Mais plus qu'un hommage aux années folles, « Très chère Sadie » est aussi un ouvrage qui témoigne d'un simple constat : derrière chaque personne, âgée en apparence, ce cache un témoignage de la vie passée et d'une jeunesse fébrile. Ne pas se laisser tromper par les apparences car elles peuvent receler bien des surprises. En définitive, Sadie est une personne dynamique et hardie, mais aussi une femme au coeur meurtri et qui cache sa peine derrière un voile d'arrogance et d'insouciance comme tant de personnes ont tendance à le faire. Derrière la recherche assidue et les courses éperdues derrière son collier se cache un véritable mystère et une belle histoire d'amour perdu. Même si les situations laissent bien souvent présager ce qu'il adviendra des personnages par la suite, on est curieux de découvrir quel chemin vont prendre les problèmes pour se résoudre.

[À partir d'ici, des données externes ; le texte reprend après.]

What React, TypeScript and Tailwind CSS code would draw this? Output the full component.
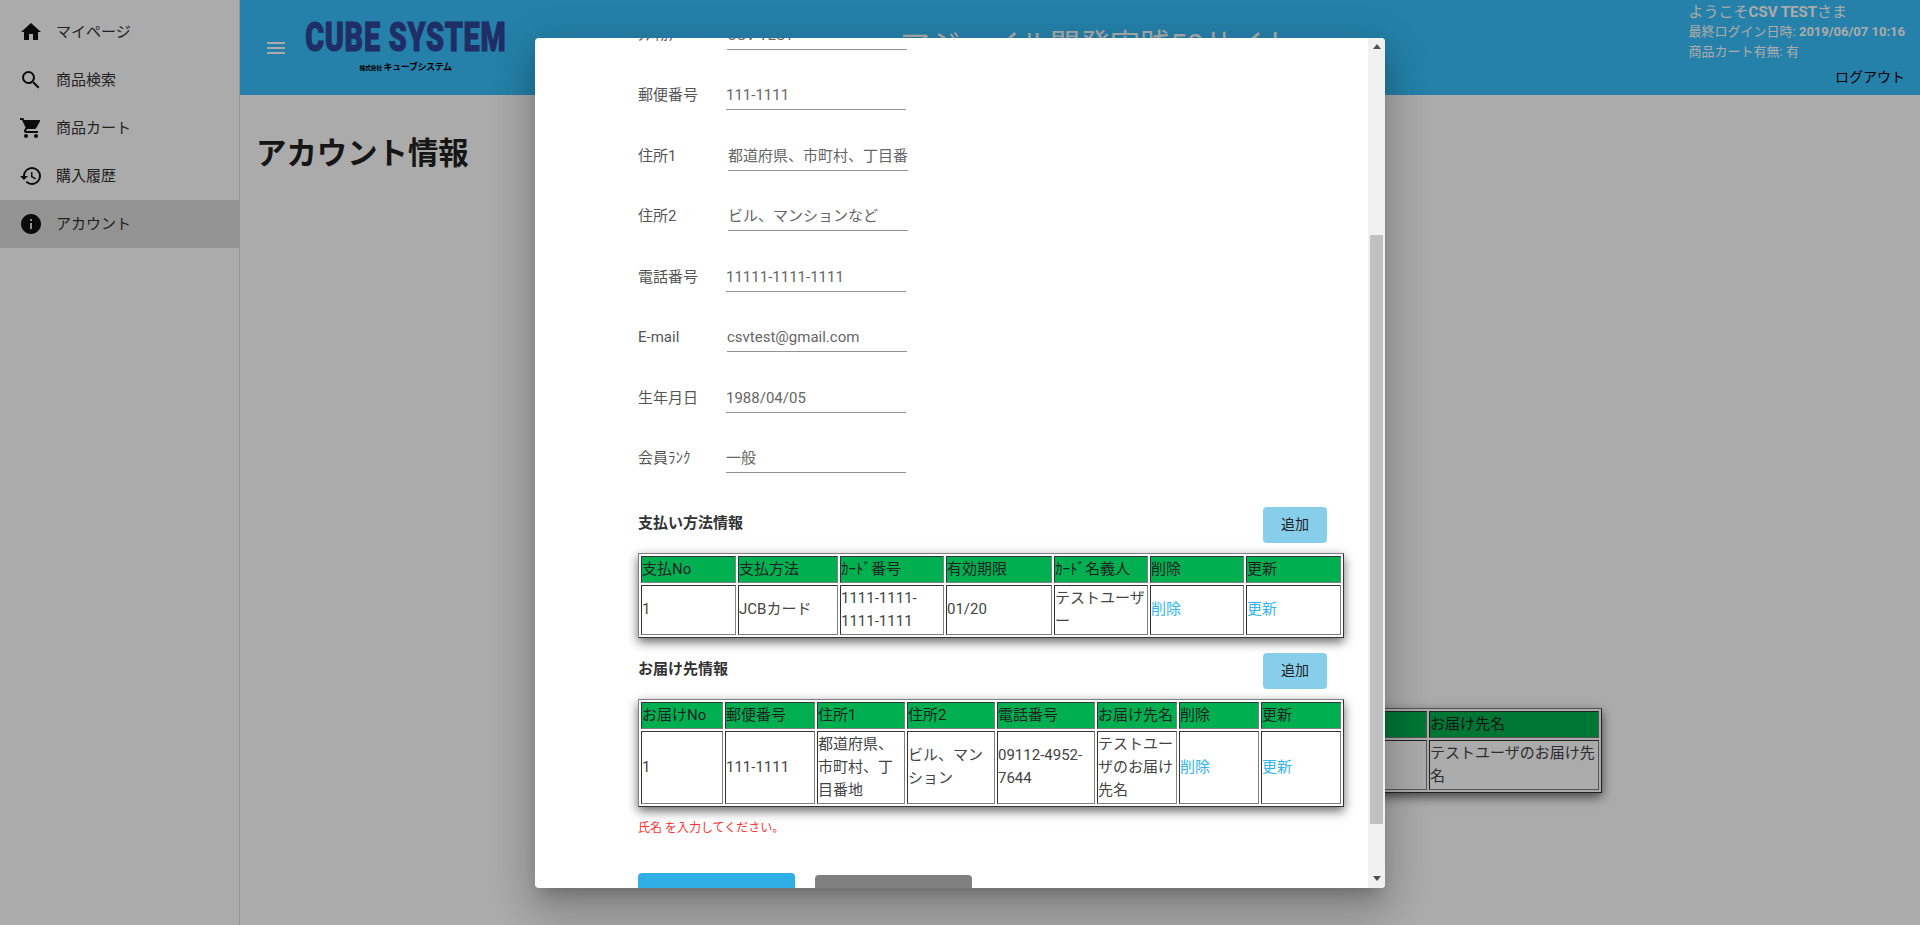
import { MdHistory, MdHome, MdInfo, MdMenu, MdSearch, MdShoppingCart } from "react-icons/md";

const FONT = "font-['Roboto','Noto_Sans_CJK_JP',sans-serif]";

const NAV_ITEMS = [
  { label: "マイページ", icon: MdHome },
  { label: "商品検索", icon: MdSearch },
  { label: "商品カート", icon: MdShoppingCart },
  { label: "購入履歴", icon: MdHistory },
  { label: "アカウント", icon: MdInfo, active: true },
];

const FIELDS = [
  { label: "ｼﾒｲｶﾅ", value: "CSV TEST", indent: "ml-[1px]" },
  { label: "郵便番号", value: "111-1111", indent: "" },
  { label: "住所1", value: "都道府県、市町村、丁目番地", indent: "ml-[2px]" },
  { label: "住所2", value: "ビル、マンションなど", indent: "ml-[2px]" },
  { label: "電話番号", value: "11111-1111-1111", indent: "" },
  { label: "E-mail", value: "csvtest@gmail.com", indent: "ml-[1px]" },
  { label: "生年月日", value: "1988/04/05", indent: "" },
  { label: "会員ﾗﾝｸ", value: "一般", indent: "" },
];

const PAYMENT_COLS = [
  { head: "支払No", cell: "1", width: "w-[95px]" },
  { head: "支払方法", cell: "JCBカード", width: "w-[100px]" },
  { head: "ｶｰﾄﾞ番号", cell: "1111-1111-1111-1111", width: "w-[104px]" },
  { head: "有効期限", cell: "01/20", width: "w-[106px]" },
  { head: "ｶｰﾄﾞ名義人", cell: "テストユーザー", width: "w-[94px]" },
  { head: "削除", cell: "削除", link: true, width: "w-[94px]" },
  { head: "更新", cell: "更新", link: true, width: "w-[95px]" },
];

const DELIVERY_COLS = [
  { head: "お届けNo", cell: "1", width: "w-[82px]" },
  { head: "郵便番号", cell: "111-1111", width: "w-[90px]" },
  { head: "住所1", cell: "都道府県、市町村、丁目番地", width: "w-[88px]" },
  { head: "住所2", cell: "ビル、マンション", width: "w-[88px]" },
  { head: "電話番号", cell: "09112-4952-7644", width: "w-[98px]" },
  { head: "お届け先名", cell: "テストユーザのお届け先名", width: "w-[80px]" },
  { head: "削除", cell: "削除", link: true, width: "w-[80px]" },
  { head: "更新", cell: "更新", link: true, width: "w-[80px]" },
];

const BEHIND_COLS = [
  { head: "電話番号", cell: "09112-4952-7644", width: "w-[162px]" },
  { head: "お届け先名", cell: "テストユーザのお届け先名", width: "w-[170px]" },
];

type Col = { head: string; cell: string; width: string; link?: boolean };

function DataTable({ cols, className }: { cols: Col[]; className: string }) {
  const cellBorder =
    "border border-t-[#333] border-l-[#333] border-r-[#808080] border-b-[#808080] py-px pl-0 pr-px text-left font-normal text-[15px] leading-[23px]";
  return (
    <table
      className={`table-fixed border-separate border-spacing-[2px] border border-t-[#808080] border-l-[#808080] border-r-[#333] border-b-[#333] shadow-[0_4px_10px_rgba(0,0,0,0.6)] ${className}`}
    >
      <thead>
        <tr>
          {cols.map((col) => (
            <th key={col.head} className={`${cellBorder} ${col.width} h-[26px] bg-[#00b050] text-[#222]`}>
              {col.head}
            </th>
          ))}
        </tr>
      </thead>
      <tbody>
        <tr>
          {cols.map((col) => (
            <td key={col.head} className={`${cellBorder} ${col.link ? "text-[#33b5ef]" : "text-[#444]"}`}>
              {col.cell}
            </td>
          ))}
        </tr>
      </tbody>
    </table>
  );
}

function Sidebar() {
  return (
    <aside className="w-[240px] shrink-0 border-r border-[#ddd] bg-white pt-[8px]">
      {NAV_ITEMS.map((item) => {
        const Icon = item.icon;
        return (
          <div
            key={item.label}
            className={`flex h-[48px] items-center pl-[19px] ${item.active ? "bg-[#dcdcdc]" : ""}`}
          >
            <Icon className="size-[24px] text-[#111]" />
            <span className="ml-[13px] text-[15px] text-[#333]">{item.label}</span>
          </div>
        );
      })}
    </aside>
  );
}

function Header() {
  return (
    <header className="flex h-[95px] shrink-0 bg-[#38c0fc]">
      <div className="ml-[24px] flex items-center">
        <MdMenu className="size-[24px] text-white" />
      </div>
      <div className="ml-[18px] flex w-[199px] flex-col items-center pt-[18px]">
        <div className="scale-x-[0.72] font-['Roboto',sans-serif] text-[40px] leading-[40px] font-black tracking-[1px] whitespace-nowrap text-[#2f4598] [-webkit-text-stroke:1px_#2f4598]">
          CUBE SYSTEM
        </div>
        <div className="mt-[2px] text-[9px] leading-[14px] font-bold tracking-[-0.4px] whitespace-nowrap text-black">
          <span className="text-[6px]">株式会社</span> キューブシステム
        </div>
      </div>
      <div className="ml-[395px] pt-[23px] text-[30px] leading-[44px] whitespace-nowrap text-white">
        マジェイル開発実践50サイト
      </div>
      <div className="ml-auto mr-[15px] flex flex-col items-stretch pt-[2px] text-white">
        <div className="text-[15px] leading-[20px]">
          ようこそ<span className="font-bold">CSV TEST</span>さま
        </div>
        <div className="text-[13px] leading-[20px]">
          最終ログイン日時: <span className="font-bold">2019/06/07 10:16</span>
        </div>
        <div className="text-[13px] leading-[19px]">商品カート有無: 有</div>
        <div className="mt-[6px] text-right text-[14px] leading-[20px] text-black">ログアウト</div>
      </div>
    </header>
  );
}

function Scrollbar() {
  return (
    <div className="flex w-[17px] shrink-0 flex-col items-center bg-[#f1f1f1]">
      <div className="mt-[6px] h-0 w-0 border-x-[4px] border-b-[5px] border-x-transparent border-b-[#505050]" />
      <div className="mt-[186px] h-[589px] w-[13px] bg-[#c1c1c1]" />
      <div className="mt-[52px] h-0 w-0 border-x-[4px] border-t-[5px] border-x-transparent border-t-[#505050]" />
    </div>
  );
}

function AccountModal() {
  return (
    <div className="absolute top-[38px] left-[535px] flex h-[850px] w-[850px] overflow-hidden rounded-[4px] bg-white shadow-[0_11px_15px_-7px_rgba(0,0,0,0.2),0_24px_38px_3px_rgba(0,0,0,0.14),0_9px_46px_8px_rgba(0,0,0,0.12)]">
      <div className="min-w-0 flex-1 overflow-hidden pl-[103px] pr-[24px]">
        <div className="mt-[-48.4px]">
          {FIELDS.map((field) => (
            <div key={field.label} className="flex h-[60.43px] items-end text-[15px]">
              <div className="h-[31px] w-[88px] leading-[32px] text-[#555]">{field.label}</div>
              <div
                className={`h-[31px] w-[180px] overflow-hidden border-b border-[#949494] leading-[32px] whitespace-nowrap text-[#666] ${field.indent}`}
              >
                {field.value}
              </div>
            </div>
          ))}
        </div>

        <div className="mt-[34px] flex h-[36px] items-start justify-between pr-[17px]">
          <div className="mt-[7px] text-[15px] leading-[18px] font-bold text-[#333]">支払い方法情報</div>
          <button className="h-[36px] w-[64px] rounded-[4px] bg-[#87ceeb] text-[14px] text-[#222]">追加</button>
        </div>
        <DataTable cols={PAYMENT_COLS} className="mt-[10px] w-[706px]" />

        <div className="mt-[15px] flex h-[36px] items-start justify-between pr-[17px]">
          <div className="mt-[7px] text-[15px] leading-[18px] font-bold text-[#333]">お届け先情報</div>
          <button className="h-[36px] w-[64px] rounded-[4px] bg-[#87ceeb] text-[14px] text-[#222]">追加</button>
        </div>
        <DataTable cols={DELIVERY_COLS} className="mt-[10px] w-[706px]" />

        <div className="mt-[12px] text-[12px] leading-[18px] text-[#ff3333]">氏名 を入力してください。</div>

        <div className="mt-[36px] flex items-start gap-[20px]">
          <button className="h-[40px] w-[157px] rounded-[4px] bg-[#2fb0e4]" />
          <button className="mt-[2px] h-[36px] w-[157px] rounded-[4px] bg-[#808080]" />
        </div>
      </div>
      <Scrollbar />
    </div>
  );
}

export default function App() {
  return (
    <div className={`relative flex h-[925px] w-[1920px] overflow-hidden bg-white ${FONT}`}>
      <Sidebar />
      <div className="flex min-w-0 flex-1 flex-col">
        <Header />
        <main className="flex flex-col px-[16px]">
          <h1 className="mt-[36px] text-[30.4px] leading-[46px] font-bold text-[#222]">アカウント情報</h1>
          <div className="mt-[531px] flex justify-end pr-[302px]">
            <DataTable cols={BEHIND_COLS} className="w-[340px]" />
          </div>
        </main>
      </div>
      <div className="absolute inset-0 bg-black/33" />
      <AccountModal />
    </div>
  );
}
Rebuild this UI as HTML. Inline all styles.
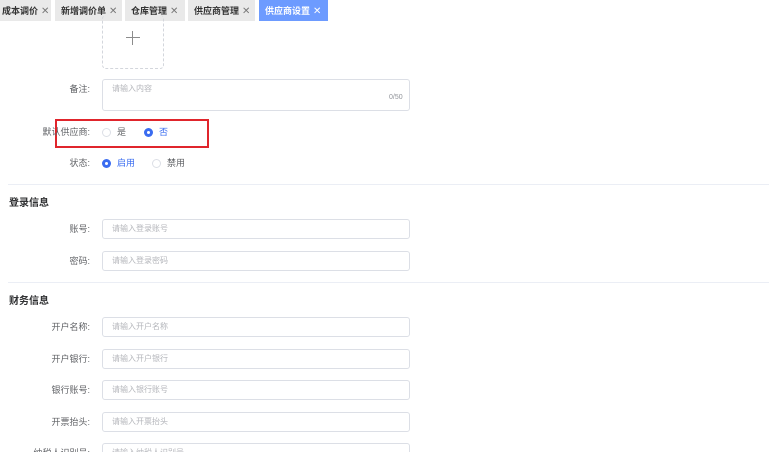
<!DOCTYPE html>
<html><head><meta charset="utf-8"><style>
*{margin:0;padding:0;box-sizing:border-box}
html,body{width:769px;height:452px;overflow:hidden}
body{background:#fff;font-family:"Liberation Sans","Noto Sans CJK SC",sans-serif;font-size:9px;color:#606266;position:relative}
.tabbar{position:absolute;left:0;top:0;width:769px;height:21px;background:#fff}
.tab{position:absolute;top:0;height:21px;background:#e9e9e9;color:#333;font-weight:bold;font-size:9px;line-height:22px;padding-left:6px}
.tab span{font-weight:normal;color:#777;margin-left:3px;font-size:10px}
.tab.act{background:#6d9bff;color:#fff}.tab.act span{color:#fff}
.a{position:absolute}
.lbl{position:absolute;right:679px;text-align:right;white-space:nowrap;color:#606266}
.inp{position:absolute;left:102px;width:308px;height:20px;border:1px solid #dcdfe6;border-radius:3px;color:#b4b6bb;padding-left:9px;line-height:18px;font-size:8px}
.hr{position:absolute;left:8px;right:0;height:1px;background:#ebeef5}
.h{position:absolute;left:9px;font-weight:bold;color:#303133;font-size:10px}
.r{position:absolute;width:9px;height:9px;border-radius:50%;border:1px solid #dcdfe6;background:#fff}
.r.on{border:none;background:#3a6cf0}
.r.on::after{content:"";position:absolute;left:3px;top:3px;width:3px;height:3px;border-radius:50%;background:#fff}
</style></head><body>
<div class="tabbar">
<div class="tab" style="left:-4px;width:55px">成本调价<span>✕</span></div>
<div class="tab" style="left:55px;width:67px">新增调价单<span>✕</span></div>
<div class="tab" style="left:125px;width:60px">仓库管理<span>✕</span></div>
<div class="tab" style="left:188px;width:67px">供应商管理<span>✕</span></div>
<div class="tab act" style="left:259px;width:69px">供应商设置<span>✕</span></div>
</div>
<div class="a" style="left:102px;top:15px;width:62px;height:54px;border:1px dashed #d3d6dc;border-top:none;border-radius:4px"></div>
<div class="a" style="left:126px;top:37px;width:14px;height:1px;background:#8c8c8c"></div>
<div class="a" style="left:132px;top:31px;width:1px;height:14px;background:#8c8c8c"></div>
<div class="lbl" style="top:82px">备注:</div>
<div class="inp" style="top:79px;height:32px;line-height:18px">请输入内容</div>
<div class="a" style="left:389px;top:94px;color:#909399;font-size:7px">0/50</div>
<div class="a" style="left:55px;top:119px;width:154px;height:29px;border:2px solid #e0252c"></div>
<div class="lbl" style="top:125px">默认供应商:</div>
<div class="r" style="left:102px;top:128px"></div><div class="a" style="left:117px;top:125px">是</div>
<div class="r on" style="left:144px;top:128px"></div><div class="a" style="left:159px;top:125px;color:#3a6cf0">否</div>
<div class="lbl" style="top:156px">状态:</div>
<div class="r on" style="left:102px;top:159px"></div><div class="a" style="left:117px;top:156px;color:#3a6cf0">启用</div>
<div class="r" style="left:152px;top:159px"></div><div class="a" style="left:167px;top:156px">禁用</div>
<div class="hr" style="top:184px"></div>
<div class="h" style="top:194px">登录信息</div>
<div class="lbl" style="top:222px">账号:</div><div class="inp" style="top:219px">请输入登录账号</div>
<div class="lbl" style="top:254px">密码:</div><div class="inp" style="top:251px">请输入登录密码</div>
<div class="hr" style="top:282px"></div>
<div class="h" style="top:292px">财务信息</div>
<div class="lbl" style="top:320px">开户名称:</div><div class="inp" style="top:317px">请输入开户名称</div>
<div class="lbl" style="top:352px">开户银行:</div><div class="inp" style="top:349px">请输入开户银行</div>
<div class="lbl" style="top:383px">银行账号:</div><div class="inp" style="top:380px">请输入银行账号</div>
<div class="lbl" style="top:415px">开票抬头:</div><div class="inp" style="top:412px">请输入开票抬头</div>
<div class="lbl" style="top:446px">纳税人识别号:</div><div class="inp" style="top:443px">请输入纳税人识别号</div>
</body></html>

Pour une lecture légère, rafraîchissante et reposante, « Très chère Sadie » est une valeur sûre où l'humour se partage la page avec cocasse et évasion. Ce livre ne se lit ni pour son suspens ni pour son esthétique littéraire, mais pour son ironie piquante et son exotique gaieté, pour ses tournures burlesques et ses personnages attachants mais surtout, et avant tout, pour la magique atmosphère qui règne sous les parures étincelantes et scintillantes des années rugissantes.